Instruction:
Return the records in full, exactly as given.

## START Exercise materials

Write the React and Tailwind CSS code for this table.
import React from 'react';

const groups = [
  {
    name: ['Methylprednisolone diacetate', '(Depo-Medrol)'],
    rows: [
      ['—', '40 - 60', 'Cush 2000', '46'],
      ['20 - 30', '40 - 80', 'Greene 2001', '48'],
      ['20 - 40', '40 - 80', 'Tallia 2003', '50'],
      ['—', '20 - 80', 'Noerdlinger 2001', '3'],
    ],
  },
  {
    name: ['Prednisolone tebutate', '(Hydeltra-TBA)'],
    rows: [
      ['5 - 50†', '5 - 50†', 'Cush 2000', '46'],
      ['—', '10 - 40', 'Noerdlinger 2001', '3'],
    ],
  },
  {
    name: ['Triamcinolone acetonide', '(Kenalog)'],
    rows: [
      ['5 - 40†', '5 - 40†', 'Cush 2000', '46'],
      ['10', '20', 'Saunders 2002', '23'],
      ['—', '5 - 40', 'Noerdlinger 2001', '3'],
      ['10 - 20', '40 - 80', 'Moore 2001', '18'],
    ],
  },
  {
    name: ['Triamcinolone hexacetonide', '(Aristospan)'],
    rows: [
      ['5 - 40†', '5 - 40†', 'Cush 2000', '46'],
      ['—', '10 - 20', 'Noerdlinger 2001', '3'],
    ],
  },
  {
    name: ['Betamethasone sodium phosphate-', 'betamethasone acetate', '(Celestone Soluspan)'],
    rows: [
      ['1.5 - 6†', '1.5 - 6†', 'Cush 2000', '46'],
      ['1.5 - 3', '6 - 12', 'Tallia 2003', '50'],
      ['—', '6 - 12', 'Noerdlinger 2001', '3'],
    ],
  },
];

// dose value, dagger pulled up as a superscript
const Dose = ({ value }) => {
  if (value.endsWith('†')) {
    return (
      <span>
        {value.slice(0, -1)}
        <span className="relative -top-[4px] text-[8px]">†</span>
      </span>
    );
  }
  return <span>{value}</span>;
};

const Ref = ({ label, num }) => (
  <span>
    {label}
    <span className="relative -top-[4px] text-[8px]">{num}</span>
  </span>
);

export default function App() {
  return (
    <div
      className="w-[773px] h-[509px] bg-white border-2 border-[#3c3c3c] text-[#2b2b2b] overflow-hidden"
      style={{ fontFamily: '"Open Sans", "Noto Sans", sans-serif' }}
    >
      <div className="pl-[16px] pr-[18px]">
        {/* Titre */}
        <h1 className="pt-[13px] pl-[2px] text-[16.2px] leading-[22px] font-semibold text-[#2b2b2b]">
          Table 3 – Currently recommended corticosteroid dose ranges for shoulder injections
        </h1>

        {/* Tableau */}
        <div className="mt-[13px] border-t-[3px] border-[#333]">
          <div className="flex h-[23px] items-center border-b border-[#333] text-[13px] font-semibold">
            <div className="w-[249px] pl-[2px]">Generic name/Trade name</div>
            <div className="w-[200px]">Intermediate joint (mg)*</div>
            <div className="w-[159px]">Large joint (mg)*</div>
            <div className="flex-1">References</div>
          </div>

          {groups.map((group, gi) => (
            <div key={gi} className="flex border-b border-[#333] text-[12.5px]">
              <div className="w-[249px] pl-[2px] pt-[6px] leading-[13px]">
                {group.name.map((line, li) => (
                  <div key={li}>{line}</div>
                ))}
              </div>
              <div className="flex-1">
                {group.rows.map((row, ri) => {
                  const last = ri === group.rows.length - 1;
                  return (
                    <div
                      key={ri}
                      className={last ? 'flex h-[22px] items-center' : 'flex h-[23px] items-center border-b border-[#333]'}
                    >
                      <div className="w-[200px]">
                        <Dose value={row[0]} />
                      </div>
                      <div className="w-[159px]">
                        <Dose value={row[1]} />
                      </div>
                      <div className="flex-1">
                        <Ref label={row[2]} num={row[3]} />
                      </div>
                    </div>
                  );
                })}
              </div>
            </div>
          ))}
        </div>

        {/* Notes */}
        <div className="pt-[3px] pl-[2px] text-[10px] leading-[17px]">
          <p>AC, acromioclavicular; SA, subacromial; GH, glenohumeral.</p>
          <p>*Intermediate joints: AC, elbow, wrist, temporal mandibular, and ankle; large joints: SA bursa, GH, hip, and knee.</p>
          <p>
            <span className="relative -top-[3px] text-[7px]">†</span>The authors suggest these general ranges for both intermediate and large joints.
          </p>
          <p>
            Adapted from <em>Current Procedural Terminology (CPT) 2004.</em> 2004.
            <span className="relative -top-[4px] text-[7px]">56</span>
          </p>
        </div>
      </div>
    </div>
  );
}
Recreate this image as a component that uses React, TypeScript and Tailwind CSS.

## END Exercise materials

Full solution:
Write the React and Tailwind CSS code for this table.
import React from 'react';

const groups = [
  {
    name: ['Methylprednisolone diacetate', '(Depo-Medrol)'],
    rows: [
      ['—', '40 - 60', 'Cush 2000', '46'],
      ['20 - 30', '40 - 80', 'Greene 2001', '48'],
      ['20 - 40', '40 - 80', 'Tallia 2003', '50'],
      ['—', '20 - 80', 'Noerdlinger 2001', '3'],
    ],
  },
  {
    name: ['Prednisolone tebutate', '(Hydeltra-TBA)'],
    rows: [
      ['5 - 50†', '5 - 50†', 'Cush 2000', '46'],
      ['—', '10 - 40', 'Noerdlinger 2001', '3'],
    ],
  },
  {
    name: ['Triamcinolone acetonide', '(Kenalog)'],
    rows: [
      ['5 - 40†', '5 - 40†', 'Cush 2000', '46'],
      ['10', '20', 'Saunders 2002', '23'],
      ['—', '5 - 40', 'Noerdlinger 2001', '3'],
      ['10 - 20', '40 - 80', 'Moore 2001', '18'],
    ],
  },
  {
    name: ['Triamcinolone hexacetonide', '(Aristospan)'],
    rows: [
      ['5 - 40†', '5 - 40†', 'Cush 2000', '46'],
      ['—', '10 - 20', 'Noerdlinger 2001', '3'],
    ],
  },
  {
    name: ['Betamethasone sodium phosphate-', 'betamethasone acetate', '(Celestone Soluspan)'],
    rows: [
      ['1.5 - 6†', '1.5 - 6†', 'Cush 2000', '46'],
      ['1.5 - 3', '6 - 12', 'Tallia 2003', '50'],
      ['—', '6 - 12', 'Noerdlinger 2001', '3'],
    ],
  },
];

// dose value, dagger pulled up as a superscript
const Dose = ({ value }) => {
  if (value.endsWith('†')) {
    return (
      <span>
        {value.slice(0, -1)}
        <span className="relative -top-[4px] text-[8px]">†</span>
      </span>
    );
  }
  return <span>{value}</span>;
};

const Ref = ({ label, num }) => (
  <span>
    {label}
    <span className="relative -top-[4px] text-[8px]">{num}</span>
  </span>
);

export default function App() {
  return (
    <div
      className="w-[773px] h-[509px] bg-white border-2 border-[#3c3c3c] text-[#2b2b2b] overflow-hidden"
      style={{ fontFamily: '"Open Sans", "Noto Sans", sans-serif' }}
    >
      <div className="pl-[16px] pr-[18px]">
        {/* Titre */}
        <h1 className="pt-[13px] pl-[2px] text-[16.2px] leading-[22px] font-semibold text-[#2b2b2b]">
          Table 3 – Currently recommended corticosteroid dose ranges for shoulder injections
        </h1>

        {/* Tableau */}
        <div className="mt-[13px] border-t-[3px] border-[#333]">
          <div className="flex h-[23px] items-center border-b border-[#333] text-[13px] font-semibold">
            <div className="w-[249px] pl-[2px]">Generic name/Trade name</div>
            <div className="w-[200px]">Intermediate joint (mg)*</div>
            <div className="w-[159px]">Large joint (mg)*</div>
            <div className="flex-1">References</div>
          </div>

          {groups.map((group, gi) => (
            <div key={gi} className="flex border-b border-[#333] text-[12.5px]">
              <div className="w-[249px] pl-[2px] pt-[6px] leading-[13px]">
                {group.name.map((line, li) => (
                  <div key={li}>{line}</div>
                ))}
              </div>
              <div className="flex-1">
                {group.rows.map((row, ri) => {
                  const last = ri === group.rows.length - 1;
                  return (
                    <div
                      key={ri}
                      className={last ? 'flex h-[22px] items-center' : 'flex h-[23px] items-center border-b border-[#333]'}
                    >
                      <div className="w-[200px]">
                        <Dose value={row[0]} />
                      </div>
                      <div className="w-[159px]">
                        <Dose value={row[1]} />
                      </div>
                      <div className="flex-1">
                        <Ref label={row[2]} num={row[3]} />
                      </div>
                    </div>
                  );
                })}
              </div>
            </div>
          ))}
        </div>

        {/* Notes */}
        <div className="pt-[3px] pl-[2px] text-[10px] leading-[17px]">
          <p>AC, acromioclavicular; SA, subacromial; GH, glenohumeral.</p>
          <p>*Intermediate joints: AC, elbow, wrist, temporal mandibular, and ankle; large joints: SA bursa, GH, hip, and knee.</p>
          <p>
            <span className="relative -top-[3px] text-[7px]">†</span>The authors suggest these general ranges for both intermediate and large joints.
          </p>
          <p>
            Adapted from <em>Current Procedural Terminology (CPT) 2004.</em> 2004.
            <span className="relative -top-[4px] text-[7px]">56</span>
          </p>
        </div>
      </div>
    </div>
  );
}
Recreate this image as a component that uses React, TypeScript and Tailwind CSS.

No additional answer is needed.